Prompt -> Every line of the material is to be quoted verbatim, minus the pictures.

## Start Source excerpt

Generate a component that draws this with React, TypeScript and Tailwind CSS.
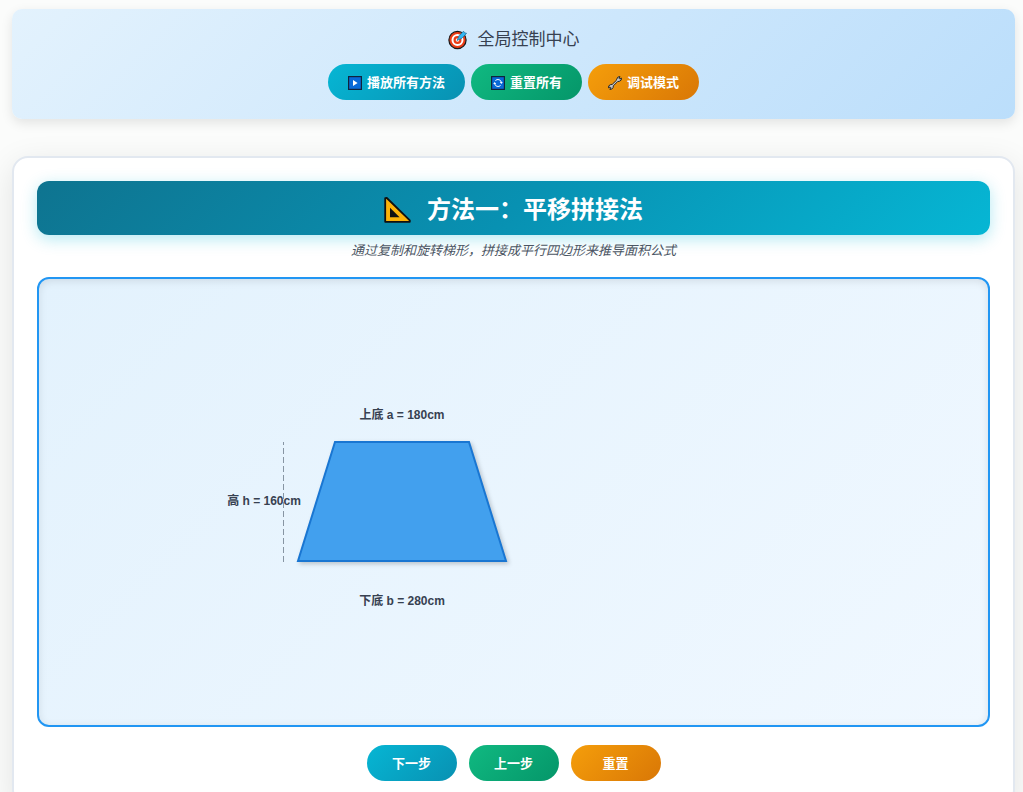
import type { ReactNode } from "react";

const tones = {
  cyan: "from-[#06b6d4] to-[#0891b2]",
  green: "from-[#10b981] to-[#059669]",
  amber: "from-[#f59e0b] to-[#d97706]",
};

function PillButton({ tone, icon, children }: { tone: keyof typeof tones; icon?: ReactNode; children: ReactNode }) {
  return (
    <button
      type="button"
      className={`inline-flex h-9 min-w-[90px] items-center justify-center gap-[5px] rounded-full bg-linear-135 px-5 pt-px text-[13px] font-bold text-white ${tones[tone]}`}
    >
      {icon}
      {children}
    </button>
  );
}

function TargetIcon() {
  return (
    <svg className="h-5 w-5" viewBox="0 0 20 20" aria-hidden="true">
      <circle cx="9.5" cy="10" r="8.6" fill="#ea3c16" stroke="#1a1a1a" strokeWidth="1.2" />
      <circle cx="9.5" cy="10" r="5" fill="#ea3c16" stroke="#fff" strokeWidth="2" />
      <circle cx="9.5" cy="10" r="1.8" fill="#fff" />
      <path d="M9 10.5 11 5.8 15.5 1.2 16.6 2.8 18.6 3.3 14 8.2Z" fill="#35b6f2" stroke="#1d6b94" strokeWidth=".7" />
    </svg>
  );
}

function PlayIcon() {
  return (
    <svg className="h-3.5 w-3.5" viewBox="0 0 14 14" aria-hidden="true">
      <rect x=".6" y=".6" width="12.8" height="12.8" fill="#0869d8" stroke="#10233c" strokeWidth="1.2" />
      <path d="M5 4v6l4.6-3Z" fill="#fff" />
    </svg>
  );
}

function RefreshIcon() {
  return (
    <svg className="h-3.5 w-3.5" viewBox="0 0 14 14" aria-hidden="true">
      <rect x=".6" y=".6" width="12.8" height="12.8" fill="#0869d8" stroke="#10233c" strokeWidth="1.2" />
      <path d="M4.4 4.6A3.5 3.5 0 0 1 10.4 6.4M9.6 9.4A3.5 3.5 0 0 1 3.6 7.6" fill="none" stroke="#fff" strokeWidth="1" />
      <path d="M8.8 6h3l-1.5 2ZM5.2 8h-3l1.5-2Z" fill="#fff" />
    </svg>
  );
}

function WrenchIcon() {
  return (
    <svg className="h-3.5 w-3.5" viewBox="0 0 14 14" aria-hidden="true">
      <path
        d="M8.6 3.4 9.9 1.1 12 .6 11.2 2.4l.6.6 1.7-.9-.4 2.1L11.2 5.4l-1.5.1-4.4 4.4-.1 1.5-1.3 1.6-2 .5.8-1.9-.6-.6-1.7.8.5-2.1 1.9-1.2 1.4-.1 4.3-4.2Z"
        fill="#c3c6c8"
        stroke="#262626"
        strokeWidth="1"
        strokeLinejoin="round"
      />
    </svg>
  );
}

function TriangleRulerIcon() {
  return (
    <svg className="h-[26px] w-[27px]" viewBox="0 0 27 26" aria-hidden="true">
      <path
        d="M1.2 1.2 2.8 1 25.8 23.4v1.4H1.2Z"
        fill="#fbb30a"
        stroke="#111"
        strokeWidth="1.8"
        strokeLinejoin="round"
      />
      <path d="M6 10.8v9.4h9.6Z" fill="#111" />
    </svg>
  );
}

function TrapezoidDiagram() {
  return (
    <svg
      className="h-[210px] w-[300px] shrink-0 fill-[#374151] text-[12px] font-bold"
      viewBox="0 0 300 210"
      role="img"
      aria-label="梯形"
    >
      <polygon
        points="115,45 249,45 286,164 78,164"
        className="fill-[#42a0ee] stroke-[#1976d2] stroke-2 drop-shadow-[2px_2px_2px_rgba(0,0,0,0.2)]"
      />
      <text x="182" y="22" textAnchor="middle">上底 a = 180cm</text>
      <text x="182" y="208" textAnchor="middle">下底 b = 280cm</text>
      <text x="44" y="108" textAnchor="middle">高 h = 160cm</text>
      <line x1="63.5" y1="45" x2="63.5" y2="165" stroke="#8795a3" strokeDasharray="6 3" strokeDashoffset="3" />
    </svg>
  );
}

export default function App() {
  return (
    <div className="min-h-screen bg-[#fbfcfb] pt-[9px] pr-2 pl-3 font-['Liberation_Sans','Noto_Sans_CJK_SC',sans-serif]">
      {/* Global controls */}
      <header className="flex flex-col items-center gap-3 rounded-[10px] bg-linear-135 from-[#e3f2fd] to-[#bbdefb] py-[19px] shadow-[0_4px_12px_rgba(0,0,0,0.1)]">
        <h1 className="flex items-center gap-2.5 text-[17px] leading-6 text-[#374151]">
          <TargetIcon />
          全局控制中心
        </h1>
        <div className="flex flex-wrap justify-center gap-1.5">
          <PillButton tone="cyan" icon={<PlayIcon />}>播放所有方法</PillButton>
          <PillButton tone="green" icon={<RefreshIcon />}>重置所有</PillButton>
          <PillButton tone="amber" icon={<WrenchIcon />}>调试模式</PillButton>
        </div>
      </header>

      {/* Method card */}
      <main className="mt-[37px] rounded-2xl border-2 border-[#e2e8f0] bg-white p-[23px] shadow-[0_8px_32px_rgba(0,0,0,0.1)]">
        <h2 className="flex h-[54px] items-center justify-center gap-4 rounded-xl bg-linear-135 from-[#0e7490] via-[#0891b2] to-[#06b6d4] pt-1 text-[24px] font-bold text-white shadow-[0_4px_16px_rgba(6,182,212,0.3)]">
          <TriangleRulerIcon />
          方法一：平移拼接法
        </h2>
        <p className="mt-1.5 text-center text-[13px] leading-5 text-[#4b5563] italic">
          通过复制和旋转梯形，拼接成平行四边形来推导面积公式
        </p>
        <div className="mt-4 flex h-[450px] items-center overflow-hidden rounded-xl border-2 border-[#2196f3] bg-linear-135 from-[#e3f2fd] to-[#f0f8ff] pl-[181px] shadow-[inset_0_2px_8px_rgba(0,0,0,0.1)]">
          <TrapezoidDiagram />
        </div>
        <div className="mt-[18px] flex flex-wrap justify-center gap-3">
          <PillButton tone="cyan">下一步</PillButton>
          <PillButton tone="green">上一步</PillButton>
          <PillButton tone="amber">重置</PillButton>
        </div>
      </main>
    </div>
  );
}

## End Source excerpt

Final result ->
Generate a component that draws this with React, TypeScript and Tailwind CSS.
import type { ReactNode } from "react";

const tones = {
  cyan: "from-[#06b6d4] to-[#0891b2]",
  green: "from-[#10b981] to-[#059669]",
  amber: "from-[#f59e0b] to-[#d97706]",
};

function PillButton({ tone, icon, children }: { tone: keyof typeof tones; icon?: ReactNode; children: ReactNode }) {
  return (
    <button
      type="button"
      className={`inline-flex h-9 min-w-[90px] items-center justify-center gap-[5px] rounded-full bg-linear-135 px-5 pt-px text-[13px] font-bold text-white ${tones[tone]}`}
    >
      {icon}
      {children}
    </button>
  );
}

function TargetIcon() {
  return (
    <svg className="h-5 w-5" viewBox="0 0 20 20" aria-hidden="true">
      <circle cx="9.5" cy="10" r="8.6" fill="#ea3c16" stroke="#1a1a1a" strokeWidth="1.2" />
      <circle cx="9.5" cy="10" r="5" fill="#ea3c16" stroke="#fff" strokeWidth="2" />
      <circle cx="9.5" cy="10" r="1.8" fill="#fff" />
      <path d="M9 10.5 11 5.8 15.5 1.2 16.6 2.8 18.6 3.3 14 8.2Z" fill="#35b6f2" stroke="#1d6b94" strokeWidth=".7" />
    </svg>
  );
}

function PlayIcon() {
  return (
    <svg className="h-3.5 w-3.5" viewBox="0 0 14 14" aria-hidden="true">
      <rect x=".6" y=".6" width="12.8" height="12.8" fill="#0869d8" stroke="#10233c" strokeWidth="1.2" />
      <path d="M5 4v6l4.6-3Z" fill="#fff" />
    </svg>
  );
}

function RefreshIcon() {
  return (
    <svg className="h-3.5 w-3.5" viewBox="0 0 14 14" aria-hidden="true">
      <rect x=".6" y=".6" width="12.8" height="12.8" fill="#0869d8" stroke="#10233c" strokeWidth="1.2" />
      <path d="M4.4 4.6A3.5 3.5 0 0 1 10.4 6.4M9.6 9.4A3.5 3.5 0 0 1 3.6 7.6" fill="none" stroke="#fff" strokeWidth="1" />
      <path d="M8.8 6h3l-1.5 2ZM5.2 8h-3l1.5-2Z" fill="#fff" />
    </svg>
  );
}

function WrenchIcon() {
  return (
    <svg className="h-3.5 w-3.5" viewBox="0 0 14 14" aria-hidden="true">
      <path
        d="M8.6 3.4 9.9 1.1 12 .6 11.2 2.4l.6.6 1.7-.9-.4 2.1L11.2 5.4l-1.5.1-4.4 4.4-.1 1.5-1.3 1.6-2 .5.8-1.9-.6-.6-1.7.8.5-2.1 1.9-1.2 1.4-.1 4.3-4.2Z"
        fill="#c3c6c8"
        stroke="#262626"
        strokeWidth="1"
        strokeLinejoin="round"
      />
    </svg>
  );
}

function TriangleRulerIcon() {
  return (
    <svg className="h-[26px] w-[27px]" viewBox="0 0 27 26" aria-hidden="true">
      <path
        d="M1.2 1.2 2.8 1 25.8 23.4v1.4H1.2Z"
        fill="#fbb30a"
        stroke="#111"
        strokeWidth="1.8"
        strokeLinejoin="round"
      />
      <path d="M6 10.8v9.4h9.6Z" fill="#111" />
    </svg>
  );
}

function TrapezoidDiagram() {
  return (
    <svg
      className="h-[210px] w-[300px] shrink-0 fill-[#374151] text-[12px] font-bold"
      viewBox="0 0 300 210"
      role="img"
      aria-label="梯形"
    >
      <polygon
        points="115,45 249,45 286,164 78,164"
        className="fill-[#42a0ee] stroke-[#1976d2] stroke-2 drop-shadow-[2px_2px_2px_rgba(0,0,0,0.2)]"
      />
      <text x="182" y="22" textAnchor="middle">上底 a = 180cm</text>
      <text x="182" y="208" textAnchor="middle">下底 b = 280cm</text>
      <text x="44" y="108" textAnchor="middle">高 h = 160cm</text>
      <line x1="63.5" y1="45" x2="63.5" y2="165" stroke="#8795a3" strokeDasharray="6 3" strokeDashoffset="3" />
    </svg>
  );
}

export default function App() {
  return (
    <div className="min-h-screen bg-[#fbfcfb] pt-[9px] pr-2 pl-3 font-['Liberation_Sans','Noto_Sans_CJK_SC',sans-serif]">
      {/* Global controls */}
      <header className="flex flex-col items-center gap-3 rounded-[10px] bg-linear-135 from-[#e3f2fd] to-[#bbdefb] py-[19px] shadow-[0_4px_12px_rgba(0,0,0,0.1)]">
        <h1 className="flex items-center gap-2.5 text-[17px] leading-6 text-[#374151]">
          <TargetIcon />
          全局控制中心
        </h1>
        <div className="flex flex-wrap justify-center gap-1.5">
          <PillButton tone="cyan" icon={<PlayIcon />}>播放所有方法</PillButton>
          <PillButton tone="green" icon={<RefreshIcon />}>重置所有</PillButton>
          <PillButton tone="amber" icon={<WrenchIcon />}>调试模式</PillButton>
        </div>
      </header>

      {/* Method card */}
      <main className="mt-[37px] rounded-2xl border-2 border-[#e2e8f0] bg-white p-[23px] shadow-[0_8px_32px_rgba(0,0,0,0.1)]">
        <h2 className="flex h-[54px] items-center justify-center gap-4 rounded-xl bg-linear-135 from-[#0e7490] via-[#0891b2] to-[#06b6d4] pt-1 text-[24px] font-bold text-white shadow-[0_4px_16px_rgba(6,182,212,0.3)]">
          <TriangleRulerIcon />
          方法一：平移拼接法
        </h2>
        <p className="mt-1.5 text-center text-[13px] leading-5 text-[#4b5563] italic">
          通过复制和旋转梯形，拼接成平行四边形来推导面积公式
        </p>
        <div className="mt-4 flex h-[450px] items-center overflow-hidden rounded-xl border-2 border-[#2196f3] bg-linear-135 from-[#e3f2fd] to-[#f0f8ff] pl-[181px] shadow-[inset_0_2px_8px_rgba(0,0,0,0.1)]">
          <TrapezoidDiagram />
        </div>
        <div className="mt-[18px] flex flex-wrap justify-center gap-3">
          <PillButton tone="cyan">下一步</PillButton>
          <PillButton tone="green">上一步</PillButton>
          <PillButton tone="amber">重置</PillButton>
        </div>
      </main>
    </div>
  );
}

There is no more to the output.